# Bosch multix



## redwood (Dec 5, 2007)

OK, I've decided to look into getting one of these and I have no idea what I will use it for. I do a lot of differnet remodeling tasks. Current project for example. 2000 sq. ft. ipe deck, all new windows and doors, all new hardi siding, drywall, wood flooring, tile flooring, ect.

My question is, there are different models available. I'm assuming the only differences are the number of accessories and in one case the case. I'm not looking to throw money out, does if make sense to buy one of the more expensive kits, or stay with the base model and buy accessories as needed.

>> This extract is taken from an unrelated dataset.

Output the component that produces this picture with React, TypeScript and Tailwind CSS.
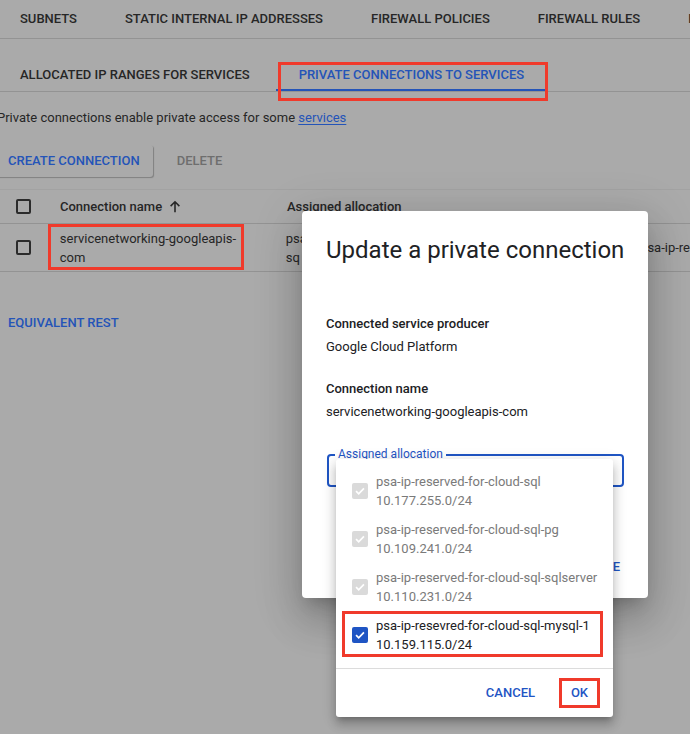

Which accessories do you use?

Thanks


----------



## Gary H (Dec 10, 2008)

I would go with the Fien, and stock up on blades. The chaulk scaper is one of my most used tool on the Fien.


----------



## jessrj (Mar 30, 2012)

*Bosch Multimax*

I agree with Gary H. You can't go wrong with the Fein. It does cost more but it is a better tool. Bosch comes in second but If you go with the Bosch stay away from the cordless model.


----------



## TBFGhost (Oct 9, 2008)

jessrj said:


> I agree with Gary H. You can't go wrong with the Fein. It does cost more but it is a better tool. Bosch comes in second but If you go with the Bosch stay away from the cordless model.



 I use the Bosch and Fein side by side at work. The Bosch is every bit as good minus the tool-less blade change. If you don't know what you will be using it for you can look at this too ways.

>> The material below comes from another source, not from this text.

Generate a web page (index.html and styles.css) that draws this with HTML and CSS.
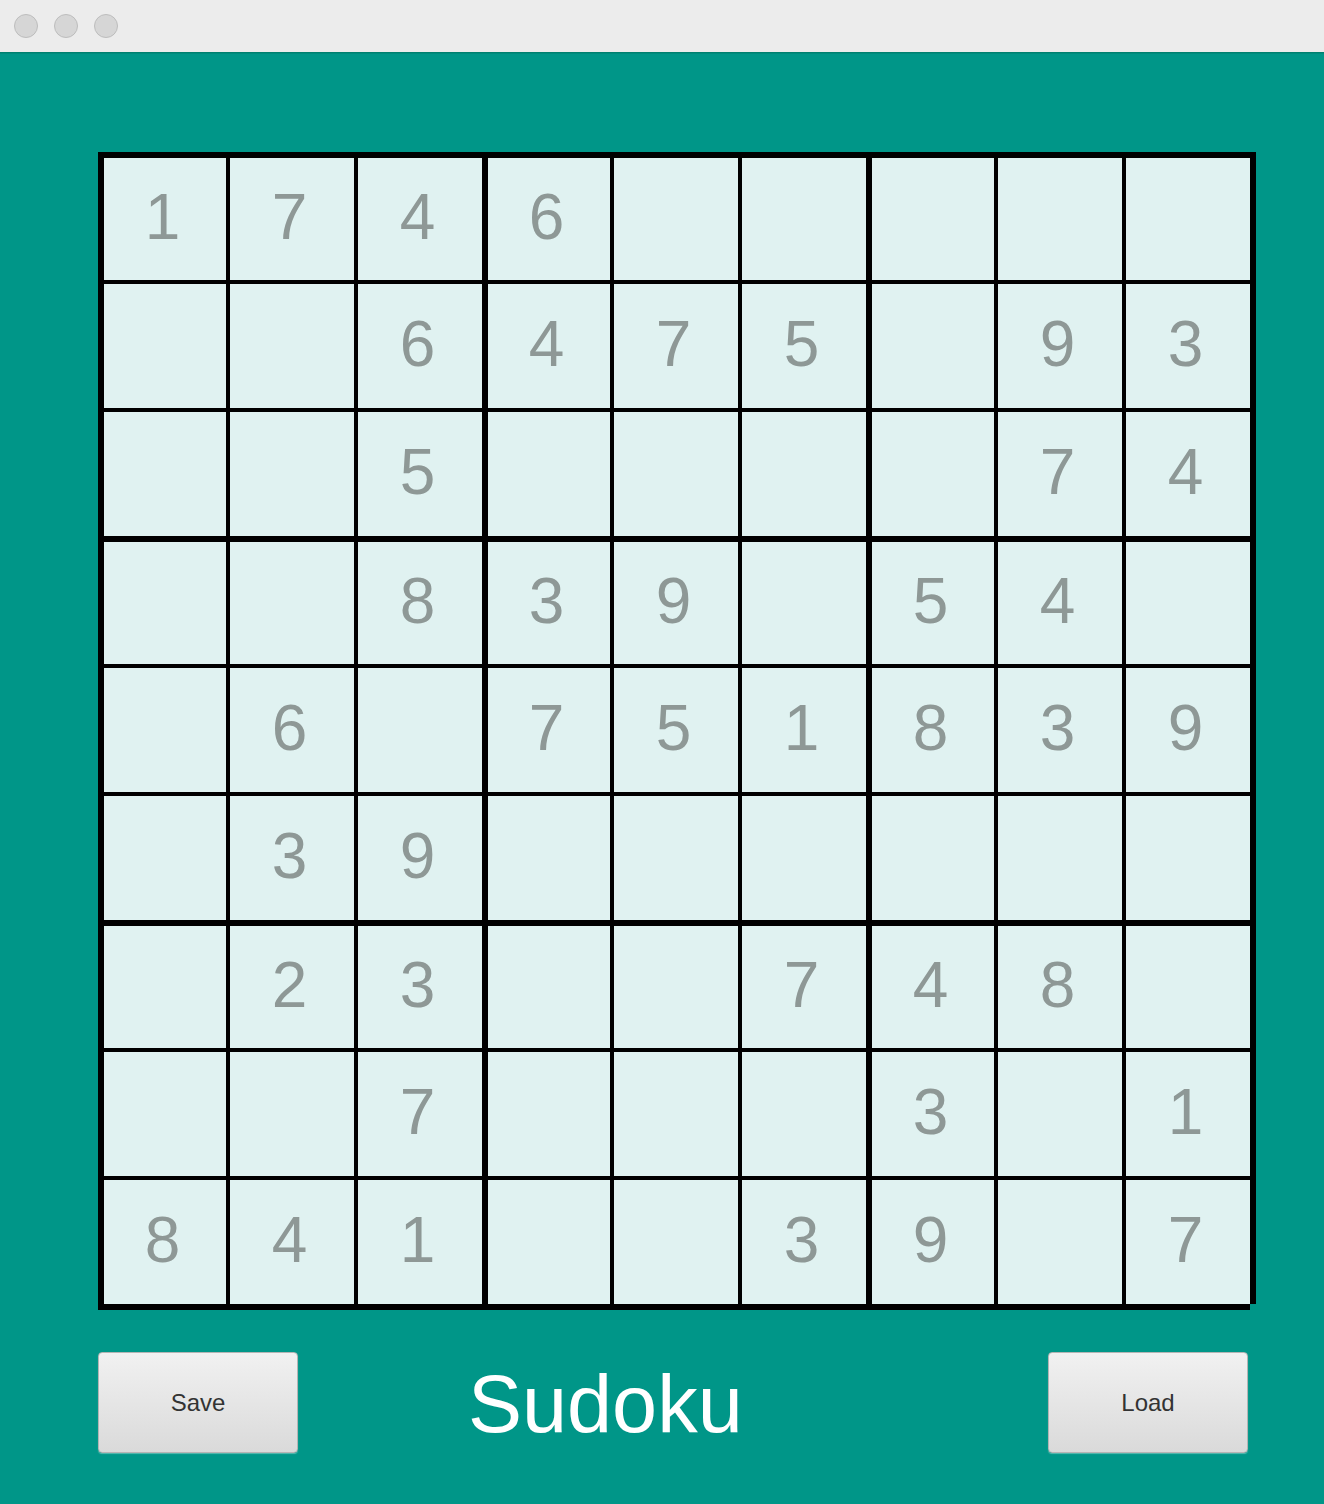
FILE: index.html
```html
<!DOCTYPE html>
<html>
<head>
<meta charset="utf-8">
<link rel="stylesheet" href="styles.css">
</head>
<body>
<div class="window">
  <div class="titlebar">
    <span class="light"></span><span class="light"></span><span class="light"></span>
  </div>
  <div class="content">
    <div class="board">
      <div class="cell">1</div><div class="cell">7</div><div class="cell">4</div><div class="cell">6</div><div class="cell"></div><div class="cell"></div><div class="cell"></div><div class="cell"></div><div class="cell"></div>
      <div class="cell"></div><div class="cell"></div><div class="cell">6</div><div class="cell">4</div><div class="cell">7</div><div class="cell">5</div><div class="cell"></div><div class="cell">9</div><div class="cell">3</div>
      <div class="cell"></div><div class="cell"></div><div class="cell">5</div><div class="cell"></div><div class="cell"></div><div class="cell"></div><div class="cell"></div><div class="cell">7</div><div class="cell">4</div>
      <div class="cell"></div><div class="cell"></div><div class="cell">8</div><div class="cell">3</div><div class="cell">9</div><div class="cell"></div><div class="cell">5</div><div class="cell">4</div><div class="cell"></div>
      <div class="cell"></div><div class="cell">6</div><div class="cell"></div><div class="cell">7</div><div class="cell">5</div><div class="cell">1</div><div class="cell">8</div><div class="cell">3</div><div class="cell">9</div>
      <div class="cell"></div><div class="cell">3</div><div class="cell">9</div><div class="cell"></div><div class="cell"></div><div class="cell"></div><div class="cell"></div><div class="cell"></div><div class="cell"></div>
      <div class="cell"></div><div class="cell">2</div><div class="cell">3</div><div class="cell"></div><div class="cell"></div><div class="cell">7</div><div class="cell">4</div><div class="cell">8</div><div class="cell"></div>
      <div class="cell"></div><div class="cell"></div><div class="cell">7</div><div class="cell"></div><div class="cell"></div><div class="cell"></div><div class="cell">3</div><div class="cell"></div><div class="cell">1</div>
      <div class="cell">8</div><div class="cell">4</div><div class="cell">1</div><div class="cell"></div><div class="cell"></div><div class="cell">3</div><div class="cell">9</div><div class="cell"></div><div class="cell">7</div>
    </div>
    <div class="controls">
      <button class="btn">Save</button>
      <div class="title">Sudoku</div>
      <button class="btn btn-right">Load</button>
    </div>
  </div>
</div>
</body>
</html>
```
FILE: styles.css
```css
html, body {
  margin: 0;
  padding: 0;
}
body {
  width: 1324px;
  height: 1504px;
  background: #009688;
  font-family: "Liberation Sans", Arial, sans-serif;
  overflow: hidden;
}
.window {
  width: 1324px;
  height: 1504px;
  display: flex;
  flex-direction: column;
}
.titlebar {
  height: 52px;
  flex: 0 0 52px;
  background: #ececec;
  box-sizing: border-box;
  display: flex;
  align-items: center;
  gap: 16px;
  padding-left: 14px;
  box-shadow: 0 1px 0 #00806f, 0 2px 0 #008b7d;
  position: relative;
  z-index: 1;
}
.light {
  width: 24px;
  height: 24px;
  box-sizing: border-box;
  border-radius: 50%;
  background: #d6d6d6;
  border: 1px solid #bdbdbd;
}
.content {
  padding: 100px 0 0 98px;
  display: flex;
  flex-direction: column;
}
.board {
  position: relative;
  width: 1158px;
  box-sizing: border-box;
  background: #000;
  padding: 4px 6px 6px 4px;
  display: grid;
  grid-template-columns: repeat(9, 124px);
  grid-template-rows: repeat(9, 124px);
  gap: 4px;
}
.board::after {
  content: "";
  position: absolute;
  right: 0;
  bottom: 0;
  width: 6px;
  height: 6px;
  background: #009688;
}
.cell {
  background: #e0f2f1;
  color: #8e9896;
  font-size: 64px;
  display: flex;
  align-items: center;
  justify-content: center;
  padding: 0 5px 4px 0;
  box-sizing: border-box;
}
.cell:nth-child(3n+1) {
  margin-left: 2px;
}
.cell:nth-child(-n+9),
.cell:nth-child(n+28):nth-child(-n+36),
.cell:nth-child(n+55):nth-child(-n+63) {
  margin-top: 2px;
}
.controls {
  margin-top: 42px;
  width: 1150px;
  display: flex;
  align-items: center;
}
.btn {
  width: 200px;
  height: 101px;
  box-sizing: border-box;
  border: 1px solid #b4b4b4;
  border-radius: 4px;
  background: linear-gradient(#f1f1f1, #dadada);
  box-shadow: 0 1px 1px rgba(255,255,255,0.35);
  font-family: "Liberation Sans", Arial, sans-serif;
  font-size: 24px;
  color: #333;
  padding: 0;
}
.title {
  margin-left: 170px;
  color: #fff;
  font-size: 81px;
  line-height: 1;
  padding-top: 4px;
}
.btn-right {
  margin-left: auto;
}
```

Buy the basic kit to start with and try to figure out what you need as you go, or get the big kit so you have all the options open to you.


----------



## TBFGhost (Oct 9, 2008)

O and this deal is impossible to beat.

http://www.cpotools.com/factory-rec...html?start=2&cgid=bosch-reconditioned-multi-x


----------



## TNTRenovate (Aug 19, 2010)

I've gotta agree with TB on this one. Fein is not really much better when you get down to dollars and cents. They are both great tools. I like the Fein quick change, but I am a Bosch man, so Bosch all the way.

I also agree not to waste your time with the cordless model. It is pretty useless for contractor work. If the HO needs one and likes cordless, it is the tool to go with, but for serious work, stay away!


----------



## Young_Buck (Jul 19, 2009)

The new bosch has a tool less blade change, and a bigger motor. It's the beans.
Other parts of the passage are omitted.